Large language models (LLMs) have achieved strong performance across a wide range of natural language processing tasks. However, deploying LLMs at scale for domain specific applications, such as job-person fit and explanation in job seeking platforms, introduces distinct challenges. At LinkedIn, the job person fit task requires analyzing a candidate's public profile against job requirements to produce both a fit assessment and a detailed explanation. Directly applying open source or finetuned LLMs to this task often fails to yield high quality, actionable feedback due to the complexity of the domain and the need for structured outputs. Moreover, the large size of these models leads to high inference latency and limits scalability, making them unsuitable for online use. To address these challenges, we introduce LANTERN, a novel LLM knowledge distillation framework tailored specifically for job person fit tasks. LANTERN involves modeling over multiple objectives, an encoder model for classification purpose, and a decoder model for explanation purpose. To better distill the knowledge from a strong black box teacher model to multiple downstream models, LANTERN incorporates multi level knowledge distillation that integrates both data and logit level insights. In addition to introducing the knowledge distillation framework, we share our insights on post training techniques and prompt engineering, both of which are crucial for successfully adapting LLMs to domain specific downstream tasks. Extensive experimental results demonstrate that LANTERN significantly improves task specific metrics for both job person fit and explanation. Online evaluations further confirm its effectiveness, showing measurable gains in job seeker engagement, including a 0.24\% increase in apply rate and a 0.28\% increase in qualified applications.

Paper Structure

This paper contains 43 sections, 9 equations, 4 figures, 5 tables.

Figures (4)

  • Figure 1: The illustration of how the AI model assists job seekers by evaluating job–person fit. When a user expresses interest in a job, the model analyzes the posting and recommends one of two actions: apply if the fit is high, or pursue a next-best alternative if the fit is low. User behavior, such as whether they apply or not, provides implicit feedback, which is used to further refine the model’s recommendations over time.
  • Figure 2: Illustration of how LANTERN is integrated into the LinkedIn Job Board. When a user views a job description, the classification model predicts a fit label (High/Medium/Low), which is shown alongside the job. Upon clicking “Show Reason,” the explanation model generates a detailed, personalized rationale, helping the user understand why they are a good match for the job.
  • Figure 3: LANTERN structure.

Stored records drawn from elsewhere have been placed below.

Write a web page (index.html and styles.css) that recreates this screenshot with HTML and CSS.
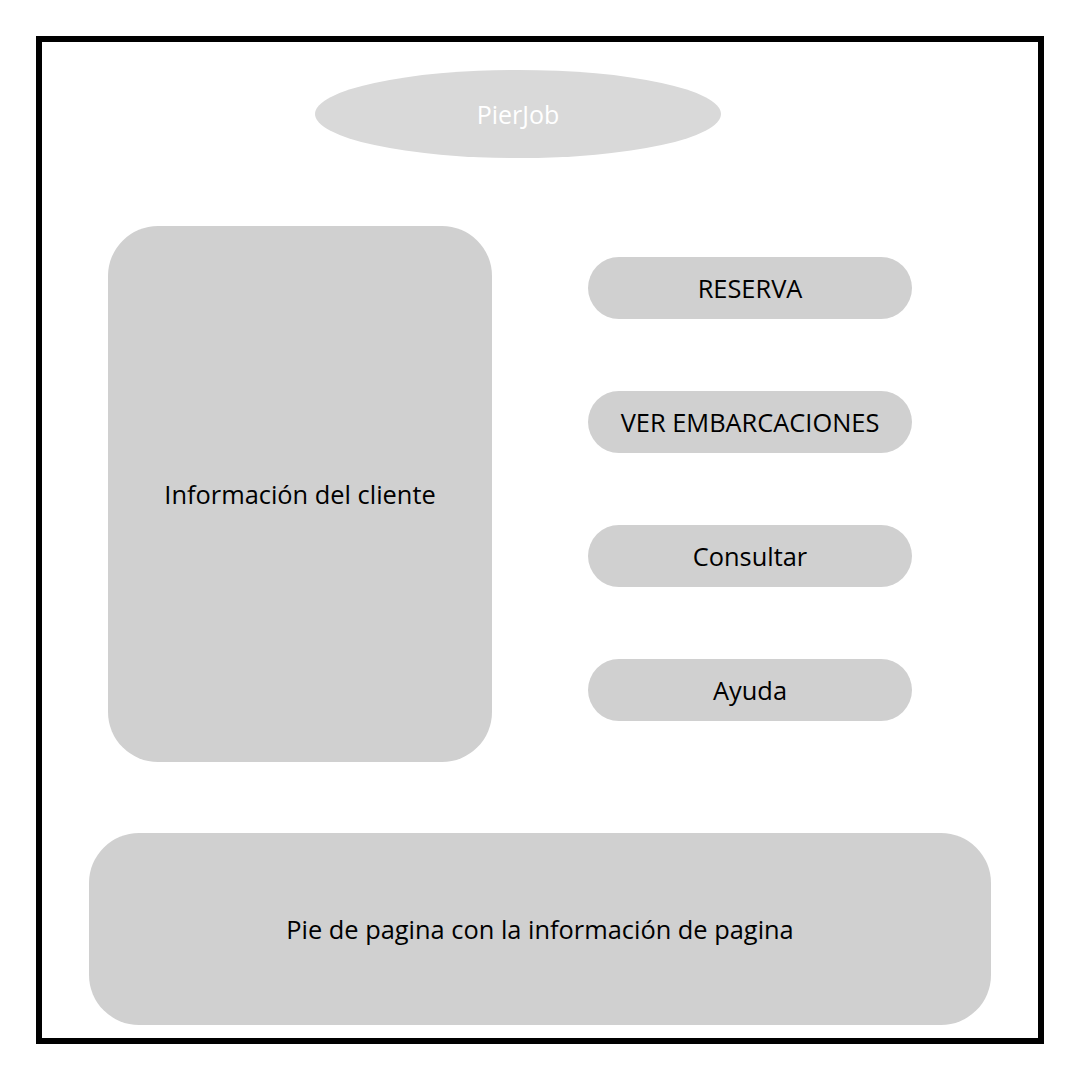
FILE: index.html
```html
<!DOCTYPE html>
<html lang="es">
<head>
  <meta charset="UTF-8">
  <meta name="viewport" content="width=device-width, initial-scale=1.0">
  <title>PierJob</title>
  <link rel="stylesheet" href="styles.css">
</head>
<body>
  <div class="frame">
    <div class="logo">PierJob</div>

    <div class="main">
      <div class="client-card">Información del cliente</div>
      <div class="menu">
        <div class="menu-btn">RESERVA</div>
        <div class="menu-btn">VER EMBARCACIONES</div>
        <div class="menu-btn">Consultar</div>
        <div class="menu-btn">Ayuda</div>
      </div>
    </div>

    <footer class="footer">Pie de pagina con la información de pagina</footer>
  </div>
</body>
</html>
```

FILE: styles.css
```css
* {
  box-sizing: border-box;
  font-family: 'Open Sans', sans-serif;
}
body {
  margin: 0;
  background: #fff;
  color: #000;
}
.frame {
  margin: 36px;
  width: 1008px;
  height: 1008px;
  border: 6px solid #000;
  padding-top: 28px;
  display: flex;
  flex-direction: column;
}
.logo {
  width: 406px;
  height: 88px;
  margin-left: 273px;
  border-radius: 50%;
  background: #d9d9d9;
  color: #fff;
  font-size: 25px;
  display: flex;
  align-items: center;
  justify-content: center;
}
.main {
  display: flex;
  margin-top: 68px;
}
.client-card {
  width: 384px;
  height: 536px;
  margin-left: 66px;
  border-radius: 50px;
  background: #d0d0d0;
  font-size: 25.4px;
  display: flex;
  align-items: center;
  justify-content: center;
}
.menu {
  display: flex;
  flex-direction: column;
  gap: 72px;
  margin-left: 96px;
  padding-top: 31px;
}
.menu-btn {
  width: 324px;
  height: 62px;
  border-radius: 31px;
  background: #d0d0d0;
  font-size: 25.4px;
  display: flex;
  align-items: center;
  justify-content: center;
}
.footer {
  width: 902px;
  height: 192px;
  margin-top: 71px;
  margin-left: 47px;
  border-radius: 50px;
  background: #d0d0d0;
  font-size: 25.4px;
  display: flex;
  align-items: center;
  justify-content: center;
}
```
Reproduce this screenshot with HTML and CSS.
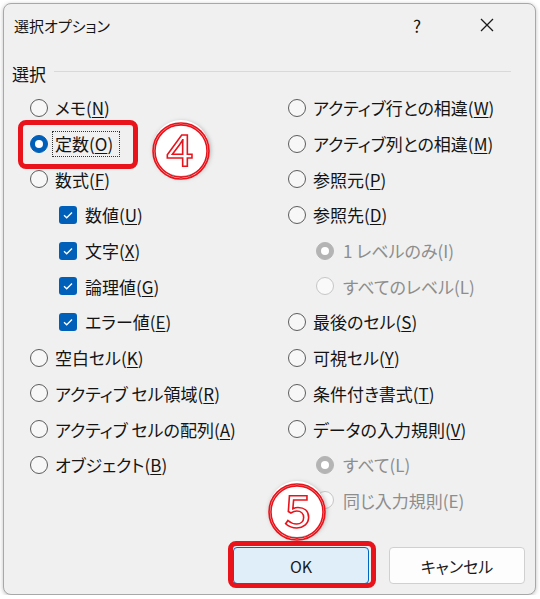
FILE: index.html
```html
<!DOCTYPE html>
<html lang="ja">
<head>
<meta charset="utf-8">
<link rel="stylesheet" href="styles.css">
</head>
<body>
<div class="dialog">
  <div class="titlebar">
    <span class="title">選択オプション</span>
    <span class="help">?</span>
    <span class="close"><svg width="14" height="14" viewBox="0 0 14 14"><path d="M1 1 L13 13 M13 1 L1 13" stroke="#1a1a1a" stroke-width="1.3" fill="none"/></svg></span>
  </div>
  <div class="group-head"><span class="group-label">選択</span><span class="group-line"></span></div>
  <div class="columns">
    <div class="col">
      <div class="row"><span class="radio"></span><span class="lbl">メモ(<u>N</u>)</span></div>
      <div class="row"><span class="radio on"></span><span class="lbl focus">定数(<u>O</u>)</span></div>
      <div class="row"><span class="radio"></span><span class="lbl">数式(<u>F</u>)</span></div>
      <div class="row sub"><span class="check"><svg width="18" height="18" viewBox="0 0 18 18"><path d="M5 9.2 L7.7 11.8 L13 6.5" stroke="#fff" stroke-width="1.3" fill="none"/></svg></span><span class="lbl">数値(<u>U</u>)</span></div>
      <div class="row sub"><span class="check"><svg width="18" height="18" viewBox="0 0 18 18"><path d="M5 9.2 L7.7 11.8 L13 6.5" stroke="#fff" stroke-width="1.3" fill="none"/></svg></span><span class="lbl">文字(<u>X</u>)</span></div>
      <div class="row sub"><span class="check"><svg width="18" height="18" viewBox="0 0 18 18"><path d="M5 9.2 L7.7 11.8 L13 6.5" stroke="#fff" stroke-width="1.3" fill="none"/></svg></span><span class="lbl">論理値(<u>G</u>)</span></div>
      <div class="row sub"><span class="check"><svg width="18" height="18" viewBox="0 0 18 18"><path d="M5 9.2 L7.7 11.8 L13 6.5" stroke="#fff" stroke-width="1.3" fill="none"/></svg></span><span class="lbl">エラー値(<u>E</u>)</span></div>
      <div class="row"><span class="radio"></span><span class="lbl">空白セル(<u>K</u>)</span></div>
      <div class="row"><span class="radio"></span><span class="lbl">アクティブ セル領域(<u>R</u>)</span></div>
      <div class="row"><span class="radio"></span><span class="lbl">アクティブ セルの配列(<u>A</u>)</span></div>
      <div class="row"><span class="radio"></span><span class="lbl">オブジェクト(<u>B</u>)</span></div>
    </div>
    <div class="col">
      <div class="row"><span class="radio"></span><span class="lbl">アクティブ行との相違(<u>W</u>)</span></div>
      <div class="row"><span class="radio"></span><span class="lbl">アクティブ列との相違(<u>M</u>)</span></div>
      <div class="row"><span class="radio"></span><span class="lbl">参照元(<u>P</u>)</span></div>
      <div class="row"><span class="radio"></span><span class="lbl">参照先(<u>D</u>)</span></div>
      <div class="row sub2 disabled"><span class="radio dis-on"></span><span class="lbl">1 レベルのみ(I)</span></div>
      <div class="row sub2 disabled"><span class="radio dis"></span><span class="lbl">すべてのレベル(L)</span></div>
      <div class="row"><span class="radio"></span><span class="lbl">最後のセル(<u>S</u>)</span></div>
      <div class="row"><span class="radio"></span><span class="lbl">可視セル(<u>Y</u>)</span></div>
      <div class="row"><span class="radio"></span><span class="lbl">条件付き書式(<u>T</u>)</span></div>
      <div class="row"><span class="radio"></span><span class="lbl">データの入力規則(<u>V</u>)</span></div>
      <div class="row sub2 disabled"><span class="radio dis-on"></span><span class="lbl">すべて(L)</span></div>
      <div class="row sub2 disabled"><span class="radio dis"></span><span class="lbl">同じ入力規則(E)</span></div>
    </div>
  </div>
  <div class="buttons">
    <button class="btn primary">OK</button>
    <button class="btn">キャンセル</button>
  </div>

  <div class="mark mark-const"></div>
  <div class="mark mark-ok"></div>
  <div class="badge badge4"><span>④</span></div>
  <div class="badge badge5"><span>⑤</span></div>
</div>
</body>
</html>
```

FILE: styles.css
```css
html, body {
  margin: 0;
  padding: 0;
  background: #ffffff;
}
body {
  font-family: "Noto Sans CJK JP", "Noto Sans", sans-serif;
  font-feature-settings: "palt";
  color: #141414;
}
.dialog {
  position: relative;
  margin: 3px 0 0 3px;
  width: 533px;
  height: 592px;
  box-sizing: border-box;
  border: 1px solid #a8a8a8;
  border-radius: 8px;
  background: #f0f0f0;
  box-shadow: 0 1px 4px rgba(0,0,0,0.25);
}
.titlebar {
  height: 42px;
  display: flex;
  align-items: center;
  padding-left: 10px;
}
.title {
  font-size: 15px;
  flex: 1;
}
.help {
  font-size: 17px;
  width: 20px;
  text-align: center;
  margin-right: 53px;
}
.close {
  display: flex;
  width: 14px;
  height: 14px;
  margin-right: 41px;
}
.group-head {
  display: flex;
  align-items: center;
  margin: 15px 24px 0 8px;
  height: 24px;
}
.group-label {
  font-size: 17px;
  margin-right: 8px;
}
.group-line {
  flex: 1;
  height: 1px;
  background: #d9d9d9;
  margin-top: -4px;
}
.columns {
  display: grid;
  grid-template-columns: 258px 1fr;
  padding-left: 26px;
  margin-top: 5px;
}
.row {
  height: 35.7px;
  display: flex;
  align-items: center;
  font-size: 17px;
  white-space: nowrap;
}
.row.sub { padding-left: 29px; }
.row.sub2 { padding-left: 28px; }
.lbl u {
  text-decoration-thickness: 1px;
  text-underline-offset: 2px;
}
.radio {
  width: 18px;
  height: 18px;
  box-sizing: border-box;
  border: 1px solid #5c5c5c;
  border-radius: 50%;
  background: #f7f7f7;
  margin-right: 7px;
  flex: none;
  position: relative;
}
.radio.on {
  background: #005fb8;
  border-color: #005fb8;
}
.radio.on::after, .radio.dis-on::after {
  content: "";
  position: absolute;
  left: 50%;
  top: 50%;
  width: 8px;
  height: 8px;
  margin: -4px 0 0 -4px;
  border-radius: 50%;
  background: #fff;
}
.radio.dis-on {
  background: #b4b4b4;
  border-color: #b4b4b4;
}
.radio.dis {
  border-color: #c6c6c6;
  background: #f9f9f9;
}
.row.sub2 .radio { margin-right: 9px; }
.disabled { color: #8d8d8d; }
.check {
  width: 18px;
  height: 18px;
  border-radius: 3px;
  background: #005fb8;
  margin-right: 8px;
  flex: none;
  display: flex;
}
.focus {
  display: inline-block;
  line-height: 20px;
  padding-right: 4px;
  outline: 1px dotted #333;
  outline-offset: 2px;
}
.buttons {
  display: flex;
  justify-content: flex-end;
  gap: 20px;
  padding-right: 10px;
  margin-top: 29px;
}
.btn {
  width: 136px;
  height: 37px;
  box-sizing: border-box;
  border: 1px solid #d0d0d0;
  border-radius: 4px;
  background: #fdfdfd;
  font-family: "Noto Sans CJK JP", "Noto Sans", sans-serif;
  font-feature-settings: "palt";
  font-size: 16px;
  color: #1a1a1a;
  padding: 0;
}
.btn.primary {
  background: #e0eef9;
  border-color: #0067c0;
}
.mark {
  position: absolute;
  border: 5px solid #e8131b;
  border-radius: 8px;
  box-sizing: border-box;
}
.mark-const {
  left: 14px;
  top: 116px;
  width: 120px;
  height: 49px;
}
.mark-ok {
  left: 224px;
  top: 537px;
  width: 148px;
  height: 47px;
}
.badge {
  position: absolute;
  width: 56px;
  height: 56px;
  border-radius: 50%;
  background: #fff;
  box-shadow: 1px 2px 5px rgba(0,0,0,0.35);
  display: flex;
  align-items: center;
  justify-content: center;
}
.badge span {
  font-family: "Noto Sans CJK JP", sans-serif;
  font-size: 60px;
  line-height: 1;
  color: #fff;
  -webkit-text-stroke: 1.6px #e8131b;
}
.badge4 { left: 149px; top: 116px; }
.badge5 { left: 265px; top: 477px; }
```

The framework consists of two stages: in-house model training (left) and knowledge distillation (right). In the first stage, member information and job descriptions are collected to form a base dataset $D_{\text{base}}$, which is used to prompt a proprietary teacher model $T_1$. The generated outputs are curated via human-in-the-loop filtering to form a high-quality seed dataset $D_{\text{seed}}$ for finetuning an in-house teacher model $T_2$. In the second stage, $T_2$ is used to generate synthetic data $D_t$ for distilling an explanation model and corresponding classification data $D_{\text{cls}}$ for training a classification model. Both models are supervised via data-level knowledge distillation and are deployed for online serving.
  • Figure 4: LANTERN distillation structure.